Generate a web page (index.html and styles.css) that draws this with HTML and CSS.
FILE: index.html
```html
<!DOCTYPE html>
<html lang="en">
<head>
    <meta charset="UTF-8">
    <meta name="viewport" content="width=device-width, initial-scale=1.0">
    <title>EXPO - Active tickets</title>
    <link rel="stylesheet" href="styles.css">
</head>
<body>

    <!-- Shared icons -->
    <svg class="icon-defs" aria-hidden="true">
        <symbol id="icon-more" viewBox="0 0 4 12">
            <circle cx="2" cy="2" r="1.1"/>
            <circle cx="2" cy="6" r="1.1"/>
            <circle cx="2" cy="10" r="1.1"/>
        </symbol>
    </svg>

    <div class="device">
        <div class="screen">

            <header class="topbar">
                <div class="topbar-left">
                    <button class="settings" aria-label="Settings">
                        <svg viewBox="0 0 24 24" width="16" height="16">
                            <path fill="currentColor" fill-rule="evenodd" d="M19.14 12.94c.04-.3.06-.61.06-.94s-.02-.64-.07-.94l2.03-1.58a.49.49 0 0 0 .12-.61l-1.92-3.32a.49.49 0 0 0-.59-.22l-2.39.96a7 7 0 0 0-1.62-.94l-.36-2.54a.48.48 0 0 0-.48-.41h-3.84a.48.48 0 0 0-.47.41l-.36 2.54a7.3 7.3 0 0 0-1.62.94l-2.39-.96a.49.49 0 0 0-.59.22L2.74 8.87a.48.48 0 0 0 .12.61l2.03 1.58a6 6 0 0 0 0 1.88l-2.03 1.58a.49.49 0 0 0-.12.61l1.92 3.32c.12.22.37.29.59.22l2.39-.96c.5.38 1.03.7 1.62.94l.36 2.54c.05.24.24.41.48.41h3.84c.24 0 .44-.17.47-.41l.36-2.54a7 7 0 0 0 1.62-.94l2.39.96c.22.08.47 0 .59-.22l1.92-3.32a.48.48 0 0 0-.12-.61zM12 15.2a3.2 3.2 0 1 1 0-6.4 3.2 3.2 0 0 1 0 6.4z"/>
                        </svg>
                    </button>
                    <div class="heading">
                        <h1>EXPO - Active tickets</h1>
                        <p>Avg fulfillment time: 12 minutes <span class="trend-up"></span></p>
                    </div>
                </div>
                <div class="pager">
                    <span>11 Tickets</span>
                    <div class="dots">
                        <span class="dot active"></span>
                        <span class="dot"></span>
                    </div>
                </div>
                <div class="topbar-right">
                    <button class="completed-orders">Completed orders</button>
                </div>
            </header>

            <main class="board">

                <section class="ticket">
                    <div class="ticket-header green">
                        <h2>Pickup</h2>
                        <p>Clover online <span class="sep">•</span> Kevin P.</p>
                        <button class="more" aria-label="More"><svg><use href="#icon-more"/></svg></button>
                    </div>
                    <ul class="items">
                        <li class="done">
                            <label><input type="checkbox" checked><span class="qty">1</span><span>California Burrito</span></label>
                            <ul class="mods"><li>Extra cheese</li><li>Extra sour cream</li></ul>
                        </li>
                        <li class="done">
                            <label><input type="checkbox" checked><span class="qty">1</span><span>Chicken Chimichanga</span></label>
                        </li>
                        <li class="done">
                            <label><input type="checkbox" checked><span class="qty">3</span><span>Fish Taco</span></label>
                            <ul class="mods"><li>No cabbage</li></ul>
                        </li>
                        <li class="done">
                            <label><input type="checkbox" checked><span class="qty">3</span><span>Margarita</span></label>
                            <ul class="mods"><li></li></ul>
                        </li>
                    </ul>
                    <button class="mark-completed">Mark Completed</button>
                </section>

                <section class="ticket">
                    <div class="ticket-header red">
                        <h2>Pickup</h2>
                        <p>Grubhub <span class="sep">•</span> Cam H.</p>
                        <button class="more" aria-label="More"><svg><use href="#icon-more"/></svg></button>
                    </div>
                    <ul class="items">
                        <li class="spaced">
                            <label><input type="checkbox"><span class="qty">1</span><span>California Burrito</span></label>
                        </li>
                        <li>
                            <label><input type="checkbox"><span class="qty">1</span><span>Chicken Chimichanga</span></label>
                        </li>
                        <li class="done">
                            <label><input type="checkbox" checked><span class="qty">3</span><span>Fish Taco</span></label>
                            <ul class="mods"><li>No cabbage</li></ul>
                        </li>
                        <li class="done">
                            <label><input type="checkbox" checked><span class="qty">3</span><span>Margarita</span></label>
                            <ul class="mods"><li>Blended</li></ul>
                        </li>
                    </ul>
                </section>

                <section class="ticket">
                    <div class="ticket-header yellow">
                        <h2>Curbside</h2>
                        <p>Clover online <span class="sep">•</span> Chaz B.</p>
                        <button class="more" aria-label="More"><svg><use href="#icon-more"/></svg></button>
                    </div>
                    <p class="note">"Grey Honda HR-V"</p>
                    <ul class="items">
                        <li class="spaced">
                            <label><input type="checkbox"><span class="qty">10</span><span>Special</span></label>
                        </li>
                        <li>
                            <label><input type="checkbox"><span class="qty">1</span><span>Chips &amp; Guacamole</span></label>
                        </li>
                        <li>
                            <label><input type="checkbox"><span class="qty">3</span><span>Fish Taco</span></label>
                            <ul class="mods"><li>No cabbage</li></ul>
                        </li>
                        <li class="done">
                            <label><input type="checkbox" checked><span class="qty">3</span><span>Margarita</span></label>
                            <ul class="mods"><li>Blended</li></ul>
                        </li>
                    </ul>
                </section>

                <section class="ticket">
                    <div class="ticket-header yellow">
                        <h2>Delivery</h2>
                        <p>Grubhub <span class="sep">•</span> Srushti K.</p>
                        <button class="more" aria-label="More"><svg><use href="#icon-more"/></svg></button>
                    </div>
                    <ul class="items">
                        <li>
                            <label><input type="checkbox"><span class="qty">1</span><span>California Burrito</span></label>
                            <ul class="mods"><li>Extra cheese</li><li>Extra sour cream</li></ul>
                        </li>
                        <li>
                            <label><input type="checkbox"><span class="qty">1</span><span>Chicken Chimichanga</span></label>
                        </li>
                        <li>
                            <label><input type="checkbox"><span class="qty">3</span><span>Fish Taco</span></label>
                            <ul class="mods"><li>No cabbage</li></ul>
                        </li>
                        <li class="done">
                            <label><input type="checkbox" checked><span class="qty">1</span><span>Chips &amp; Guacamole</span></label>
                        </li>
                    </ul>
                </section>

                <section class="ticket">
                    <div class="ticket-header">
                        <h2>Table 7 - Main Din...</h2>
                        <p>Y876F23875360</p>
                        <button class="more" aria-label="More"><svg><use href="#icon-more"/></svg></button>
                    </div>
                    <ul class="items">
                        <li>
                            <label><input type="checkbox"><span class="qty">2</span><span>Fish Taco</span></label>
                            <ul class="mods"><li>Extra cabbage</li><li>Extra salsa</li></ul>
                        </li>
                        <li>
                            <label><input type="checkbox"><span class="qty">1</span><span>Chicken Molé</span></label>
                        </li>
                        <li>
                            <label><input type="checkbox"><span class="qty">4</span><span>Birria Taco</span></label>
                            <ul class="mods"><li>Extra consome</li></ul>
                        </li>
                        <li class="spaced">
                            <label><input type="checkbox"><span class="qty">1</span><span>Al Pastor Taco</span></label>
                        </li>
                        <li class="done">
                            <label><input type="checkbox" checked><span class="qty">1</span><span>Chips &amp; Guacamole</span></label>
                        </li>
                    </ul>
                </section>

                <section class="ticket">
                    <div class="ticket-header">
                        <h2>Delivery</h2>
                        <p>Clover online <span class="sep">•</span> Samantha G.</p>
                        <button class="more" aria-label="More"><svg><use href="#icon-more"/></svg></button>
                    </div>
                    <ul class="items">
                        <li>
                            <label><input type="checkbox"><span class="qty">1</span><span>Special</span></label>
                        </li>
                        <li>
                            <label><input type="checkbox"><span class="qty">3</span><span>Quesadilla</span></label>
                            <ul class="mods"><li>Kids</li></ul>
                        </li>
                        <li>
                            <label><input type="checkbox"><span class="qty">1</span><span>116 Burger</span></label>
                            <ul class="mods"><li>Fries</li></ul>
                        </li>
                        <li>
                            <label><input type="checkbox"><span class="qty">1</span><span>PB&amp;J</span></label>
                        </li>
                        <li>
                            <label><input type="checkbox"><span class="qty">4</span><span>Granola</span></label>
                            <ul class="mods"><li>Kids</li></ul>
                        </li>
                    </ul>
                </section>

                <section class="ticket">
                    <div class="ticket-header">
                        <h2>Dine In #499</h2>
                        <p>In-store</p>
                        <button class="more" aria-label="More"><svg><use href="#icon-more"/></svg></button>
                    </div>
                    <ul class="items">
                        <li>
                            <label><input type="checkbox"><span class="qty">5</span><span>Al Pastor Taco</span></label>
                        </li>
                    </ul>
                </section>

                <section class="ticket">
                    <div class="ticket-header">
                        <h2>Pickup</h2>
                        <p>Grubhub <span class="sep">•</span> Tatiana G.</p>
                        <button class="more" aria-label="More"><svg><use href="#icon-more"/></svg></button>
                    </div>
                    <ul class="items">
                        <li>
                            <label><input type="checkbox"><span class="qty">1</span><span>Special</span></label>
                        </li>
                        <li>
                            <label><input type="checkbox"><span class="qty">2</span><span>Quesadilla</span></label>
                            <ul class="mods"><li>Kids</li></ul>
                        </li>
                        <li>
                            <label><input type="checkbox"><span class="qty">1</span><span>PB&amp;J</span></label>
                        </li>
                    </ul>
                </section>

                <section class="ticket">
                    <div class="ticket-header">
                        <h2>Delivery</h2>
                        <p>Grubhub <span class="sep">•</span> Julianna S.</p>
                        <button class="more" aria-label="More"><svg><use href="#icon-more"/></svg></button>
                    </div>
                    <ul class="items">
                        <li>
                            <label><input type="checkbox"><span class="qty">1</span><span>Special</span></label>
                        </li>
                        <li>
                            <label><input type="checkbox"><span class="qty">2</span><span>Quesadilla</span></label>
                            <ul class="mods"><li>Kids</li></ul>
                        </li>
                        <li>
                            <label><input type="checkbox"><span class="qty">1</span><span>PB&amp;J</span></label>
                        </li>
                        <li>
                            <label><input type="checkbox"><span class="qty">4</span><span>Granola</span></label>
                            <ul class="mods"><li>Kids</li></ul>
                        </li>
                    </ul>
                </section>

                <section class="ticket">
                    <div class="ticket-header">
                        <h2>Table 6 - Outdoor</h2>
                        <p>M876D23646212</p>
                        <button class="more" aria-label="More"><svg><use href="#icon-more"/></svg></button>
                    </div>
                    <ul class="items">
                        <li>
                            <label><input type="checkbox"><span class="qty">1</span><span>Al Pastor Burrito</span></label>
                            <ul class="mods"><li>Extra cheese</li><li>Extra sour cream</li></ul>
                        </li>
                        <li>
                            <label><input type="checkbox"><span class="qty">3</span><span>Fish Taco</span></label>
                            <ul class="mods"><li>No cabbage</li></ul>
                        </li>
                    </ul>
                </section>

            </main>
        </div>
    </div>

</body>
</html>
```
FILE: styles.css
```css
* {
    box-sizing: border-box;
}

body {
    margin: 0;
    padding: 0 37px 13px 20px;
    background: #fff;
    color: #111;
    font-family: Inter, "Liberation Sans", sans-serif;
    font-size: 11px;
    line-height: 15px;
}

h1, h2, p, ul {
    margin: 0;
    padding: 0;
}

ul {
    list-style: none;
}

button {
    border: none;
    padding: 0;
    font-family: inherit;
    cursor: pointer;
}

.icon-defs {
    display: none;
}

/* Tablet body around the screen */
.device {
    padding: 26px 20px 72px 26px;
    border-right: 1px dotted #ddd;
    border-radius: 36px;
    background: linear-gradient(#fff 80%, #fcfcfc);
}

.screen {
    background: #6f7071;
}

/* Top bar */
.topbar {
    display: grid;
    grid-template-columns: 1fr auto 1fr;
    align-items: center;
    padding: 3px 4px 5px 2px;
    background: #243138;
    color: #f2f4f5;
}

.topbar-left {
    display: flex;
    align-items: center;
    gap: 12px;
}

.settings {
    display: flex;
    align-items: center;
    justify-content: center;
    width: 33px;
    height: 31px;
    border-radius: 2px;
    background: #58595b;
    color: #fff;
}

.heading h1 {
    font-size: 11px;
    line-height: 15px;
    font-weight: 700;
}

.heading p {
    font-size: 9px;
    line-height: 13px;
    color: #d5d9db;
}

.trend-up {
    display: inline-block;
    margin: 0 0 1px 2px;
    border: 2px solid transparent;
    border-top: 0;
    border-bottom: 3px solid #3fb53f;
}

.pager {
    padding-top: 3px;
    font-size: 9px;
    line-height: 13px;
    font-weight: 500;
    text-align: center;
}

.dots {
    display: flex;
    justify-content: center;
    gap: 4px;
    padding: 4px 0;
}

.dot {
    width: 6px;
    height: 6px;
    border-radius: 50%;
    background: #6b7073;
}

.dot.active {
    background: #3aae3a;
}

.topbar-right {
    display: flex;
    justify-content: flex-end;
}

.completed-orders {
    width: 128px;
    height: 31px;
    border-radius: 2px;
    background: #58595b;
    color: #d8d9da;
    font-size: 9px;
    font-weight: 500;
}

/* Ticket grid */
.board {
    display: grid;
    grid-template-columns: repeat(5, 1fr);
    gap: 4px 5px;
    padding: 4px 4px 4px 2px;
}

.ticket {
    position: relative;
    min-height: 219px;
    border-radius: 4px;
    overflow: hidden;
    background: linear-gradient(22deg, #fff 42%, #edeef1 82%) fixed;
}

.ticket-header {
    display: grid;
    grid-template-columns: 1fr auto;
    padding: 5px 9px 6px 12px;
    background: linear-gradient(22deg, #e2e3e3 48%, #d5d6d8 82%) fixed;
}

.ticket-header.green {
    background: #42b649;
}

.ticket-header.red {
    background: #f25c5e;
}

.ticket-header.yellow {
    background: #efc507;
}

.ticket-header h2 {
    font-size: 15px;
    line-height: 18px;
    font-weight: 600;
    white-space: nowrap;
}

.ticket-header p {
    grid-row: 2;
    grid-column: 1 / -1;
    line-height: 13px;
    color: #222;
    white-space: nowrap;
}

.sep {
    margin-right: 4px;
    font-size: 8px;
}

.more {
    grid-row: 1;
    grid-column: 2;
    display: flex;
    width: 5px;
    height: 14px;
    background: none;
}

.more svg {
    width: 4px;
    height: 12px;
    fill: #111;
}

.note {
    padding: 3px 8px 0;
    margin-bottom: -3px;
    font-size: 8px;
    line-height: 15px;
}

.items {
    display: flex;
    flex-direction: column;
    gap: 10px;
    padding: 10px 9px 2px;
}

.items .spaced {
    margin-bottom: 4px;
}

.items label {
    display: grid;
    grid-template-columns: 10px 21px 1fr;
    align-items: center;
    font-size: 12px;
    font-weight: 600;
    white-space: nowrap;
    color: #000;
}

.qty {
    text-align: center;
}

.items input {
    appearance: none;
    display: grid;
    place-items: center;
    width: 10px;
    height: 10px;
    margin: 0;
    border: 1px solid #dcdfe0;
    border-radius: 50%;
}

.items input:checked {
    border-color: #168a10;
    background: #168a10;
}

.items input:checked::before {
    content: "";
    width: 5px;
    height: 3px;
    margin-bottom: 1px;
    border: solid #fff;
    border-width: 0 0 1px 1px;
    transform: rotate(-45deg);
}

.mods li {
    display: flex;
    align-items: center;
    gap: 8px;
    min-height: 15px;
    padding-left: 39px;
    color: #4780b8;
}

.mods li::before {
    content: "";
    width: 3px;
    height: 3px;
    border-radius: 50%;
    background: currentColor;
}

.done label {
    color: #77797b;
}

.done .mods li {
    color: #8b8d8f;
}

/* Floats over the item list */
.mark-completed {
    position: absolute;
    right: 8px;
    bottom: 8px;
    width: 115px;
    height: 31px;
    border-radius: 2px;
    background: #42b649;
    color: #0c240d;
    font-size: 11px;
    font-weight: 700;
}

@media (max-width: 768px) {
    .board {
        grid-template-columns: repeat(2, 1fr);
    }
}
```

§ **TO DO**
Copy each line holding the word "index" from the listing above.

§ **WRITTEN SOLUTION**
Generate a web page (index.html and styles.css) that draws this with HTML and CSS.
FILE: index.html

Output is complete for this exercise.